How fitting that while we were in this exhibition, the museum called for a minute of silence to remember the 22 victims of the bombing in Manchester.

Death was all around us in Aberdeen. There's a big bronze sarcophagus commemorating a bishop connected with the University standing on its grounds. We wandered among the tombstones in one old church yard on our way back from the beach on Thursday. Dear Husband walked through another on Friday after attending a choir concert at St. Machar's. Many of them are made of granite, as that stone was mined for building in nearby quarries and gives Aberdeen its nickname of "The Granite City." I snapped the picture to the left while on our way to catch the bus to the airport Sunday morning: we couldn't figure out if that was a granite mushroom that had sprouted among the other memorials or some kind of decorative finial that had fallen off. I'll close with a more somber example: the story told by the headstone below right.

Under the Christian insignia "IHS" (IHSOUS, Greek for "Jesus" in Latin letters), it is dedicated
"To the Memory of Elizabeth Deborah, Wife of John Paton of Grandholm, and youngest Daughter of Thomas Burnett Advocate: died 24th Feb.y 1860, aged 37 years. And of their Child, Elizabeth Bertha, died 11th June 1861, aged 16 months. Also the above John Paton, of Grandholm, who died August the 27th 1879, aged 61 years. His Widow Katherine Margaret died 26th Feb.y 1919, aged 87 years."
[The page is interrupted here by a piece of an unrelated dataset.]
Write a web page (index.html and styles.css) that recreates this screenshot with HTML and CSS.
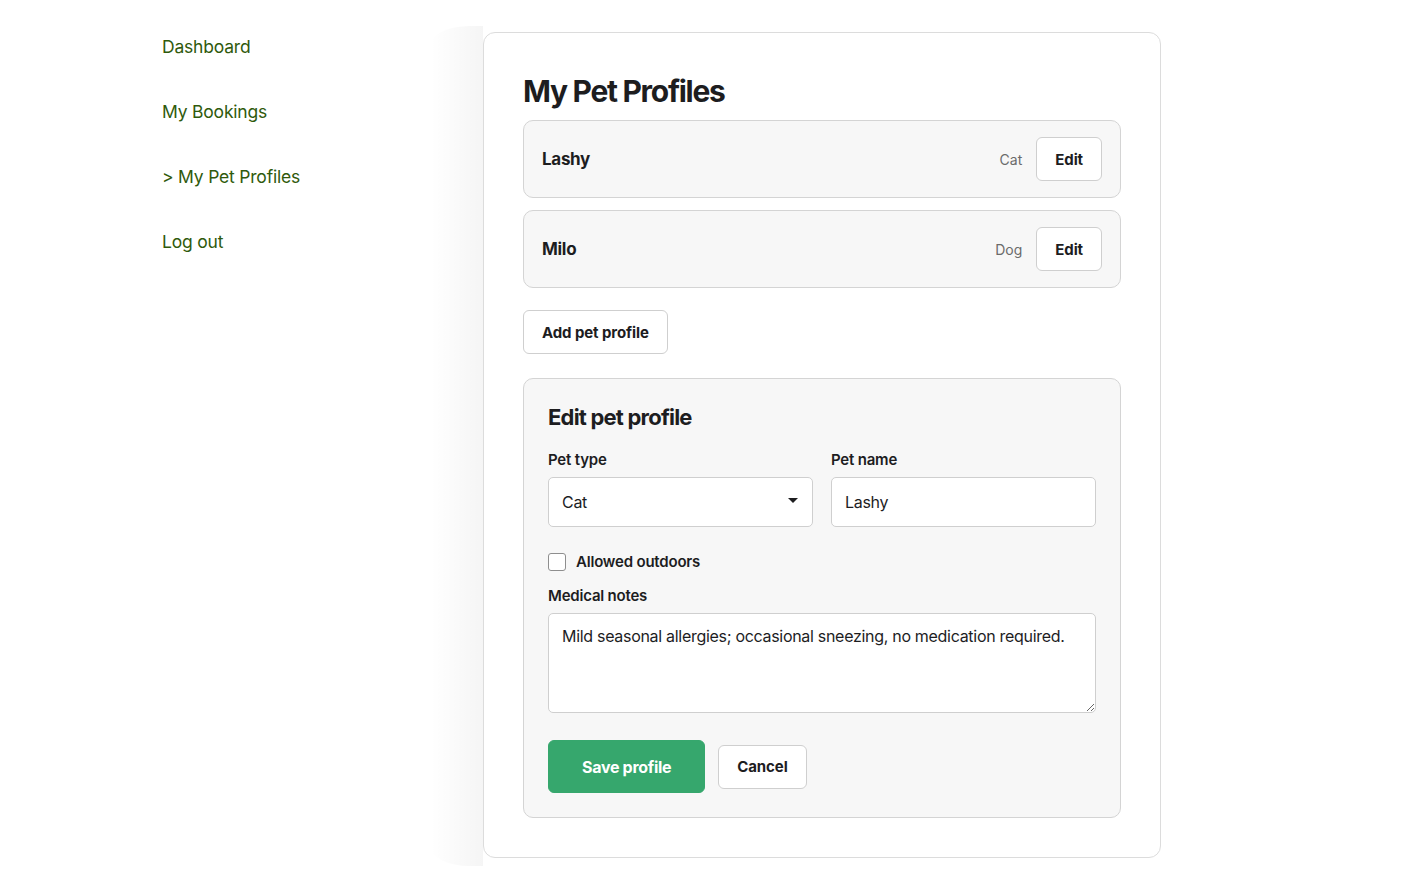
FILE: index.html
```html
<!DOCTYPE html>
<html>
<head>
  <title>My Pet Profiles</title>
  <link rel="stylesheet" href="styles.css">
</head>
<body>

<div class="layout">
  <nav class="sidebar">
    <a href="#">Dashboard</a>
    <a href="#">My Bookings</a>
    <a href="#" class="active">&gt; My Pet Profiles</a>
    <a href="#">Log out</a>
  </nav>

  <div class="fade"></div>

  <main class="card">
    <h1>My Pet Profiles</h1>

    <div class="pet-row">
      <span class="pet-name">Lashy</span>
      <span class="pet-type">Cat</span>
      <button class="btn">Edit</button>
    </div>

    <div class="pet-row">
      <span class="pet-name">Milo</span>
      <span class="pet-type">Dog</span>
      <button class="btn">Edit</button>
    </div>

    <button class="btn add-btn">Add pet profile</button>

    <section class="edit-panel">
      <h2>Edit pet profile</h2>

      <div class="field-grid">
        <div class="field">
          <label>Pet type</label>
          <div class="select-wrap">
            <select>
              <option>Cat</option>
              <option>Dog</option>
            </select>
          </div>
        </div>
        <div class="field">
          <label>Pet name</label>
          <input type="text" value="Lashy">
        </div>
      </div>

      <div class="check-row">
        <input type="checkbox" id="outdoors">
        <label for="outdoors">Allowed outdoors</label>
      </div>

      <label class="notes-label">Medical notes</label>
      <textarea>Mild seasonal allergies; occasional sneezing, no medication required.</textarea>

      <div class="actions">
        <button class="btn btn-primary">Save profile</button>
        <button class="btn">Cancel</button>
      </div>
    </section>
  </main>
</div>

</body>
</html>
```

FILE: styles.css
```css
body {
  margin: 0;
  padding: 0;
  background: white;
  font-family: 'Inter', 'Noto Sans', sans-serif;
  color: #1d1d1f;
}

.layout {
  display: flex;
  align-items: flex-start;
  padding-left: 162px;
}

.sidebar {
  width: 268px;
  display: flex;
  flex-direction: column;
  gap: 43px;
  padding-top: 36px;
}

.sidebar a {
  color: #2f5a0c;
  text-decoration: none;
  font-size: 17.5px;
  line-height: 22px;
  letter-spacing: -0.2px;
}

.fade {
  width: 53px;
  height: 840px;
  margin-top: 26px;
  background: linear-gradient(to right, rgba(0,0,0,0), rgba(0,0,0,0.04));
  border-top-left-radius: 40px 20px;
  border-bottom-left-radius: 40px 20px;
}

.card {
  width: 598px;
  margin-top: 32px;
  padding: 40px 39px 39px 39px;
  border: 1px solid #dcdcdc;
  border-radius: 12px;
  background: white;
}

h1 {
  margin: 0 0 11px;
  font-size: 30px;
  line-height: 36px;
  font-weight: 700;
  letter-spacing: -1.3px;
}

.pet-row {
  display: flex;
  align-items: center;
  padding: 16px 18px;
  margin-bottom: 12px;
  background-color: #f7f7f7;
  border: 1px solid #d4d4d4;
  border-radius: 10px;
}

.pet-name {
  flex: 1;
  font-size: 17px;
  font-weight: 700;
  letter-spacing: -0.3px;
}

.pet-type {
  font-size: 14px;
  color: #6b6b6b;
  margin-right: 14px;
}

.btn {
  height: 44px;
  padding: 0 18px;
  background: white;
  color: #1d1d1f;
  border: 1px solid #cfcfcf;
  border-radius: 6px;
  font-family: inherit;
  font-size: 15px;
  font-weight: 700;
  letter-spacing: -0.1px;
  cursor: pointer;
}

.add-btn {
  margin-top: 10px;
}

.edit-panel {
  margin-top: 24px;
  padding: 24px;
  background-color: #f7f7f7;
  border: 1px solid #d4d4d4;
  border-radius: 10px;
}

h2 {
  margin: 0 0 18px;
  font-size: 22px;
  line-height: 28px;
  font-weight: 700;
  letter-spacing: -0.8px;
}

.field-grid {
  display: grid;
  grid-template-columns: 1fr 1fr;
  gap: 18px;
}

.field label, .notes-label {
  display: block;
  font-size: 15px;
  line-height: 20px;
  font-weight: 600;
  letter-spacing: -0.2px;
  margin-bottom: 8px;
}

.field label {
  margin-top: 1px;
  margin-bottom: 7px;
}

input[type="text"], select, textarea {
  box-sizing: border-box;
  width: 100%;
  height: 50px;
  padding: 0 13px;
  background: white;
  border: 1px solid #cfcfcf;
  border-radius: 5px;
  font-family: inherit;
  font-size: 16px;
  letter-spacing: -0.3px;
  color: #1d1d1f;
}

.select-wrap {
  position: relative;
}

.select-wrap select {
  appearance: none;
  -webkit-appearance: none;
}

.select-wrap::after {
  content: "";
  position: absolute;
  right: 15px;
  top: 21px;
  border-left: 5px solid transparent;
  border-right: 5px solid transparent;
  border-top: 5px solid #1d1d1f;
  pointer-events: none;
}

.check-row {
  display: flex;
  align-items: center;
  gap: 10px;
  margin-top: 25px;
  margin-bottom: 14px;
}

.check-row input {
  appearance: none;
  -webkit-appearance: none;
  width: 18px;
  height: 18px;
  margin: 0;
  background: white;
  border: 1px solid #8e8e8e;
  border-radius: 3px;
}

.check-row label {
  font-size: 15px;
  line-height: 20px;
  font-weight: 600;
  letter-spacing: -0.2px;
}

.notes-label {
  margin-bottom: 7px;
}

textarea {
  display: block;
  height: 100px;
  padding: 11px 13px;
  line-height: 22px;
  resize: vertical;
}

.actions {
  display: flex;
  align-items: center;
  gap: 13px;
  margin-top: 27px;
}

.btn-primary {
  height: 53px;
  padding: 0 33px;
  background-color: #36a76d;
  border-color: #36a76d;
  color: white;
  font-size: 16px;
  letter-spacing: -0.3px;
}
```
The font for the wife and daughter are of the same size, so they must have been done at the same time. Perhaps Elizabeth Deborah was buried with a simple stone, and then when Elizabeth Bertha died too, John decided to purchase a larger one. Because his father in law is mentioned, Thomas B. A. must have contributed some money. Little E. B. was just 16 months old when she died in June, perhaps of polio, measles, scarlet fever, typhoid, or even small pox. Her mother E. D. must have died in childbirth, although at 37 it was unlikely her first. Maybe she caught "puerperal fever" from the midwife's dirty hands, or maybe at an "advanced maternal age" she developed high blood pressure and eclampsia. Smaller type records the dead of John at the relatively young age of 61. Fourteen years his junior, his second wife outlived him by forty years. She must have raised the older children well, as I imagine one of them took care to add her name and dates to this record of their family. Gone, but not forgotten.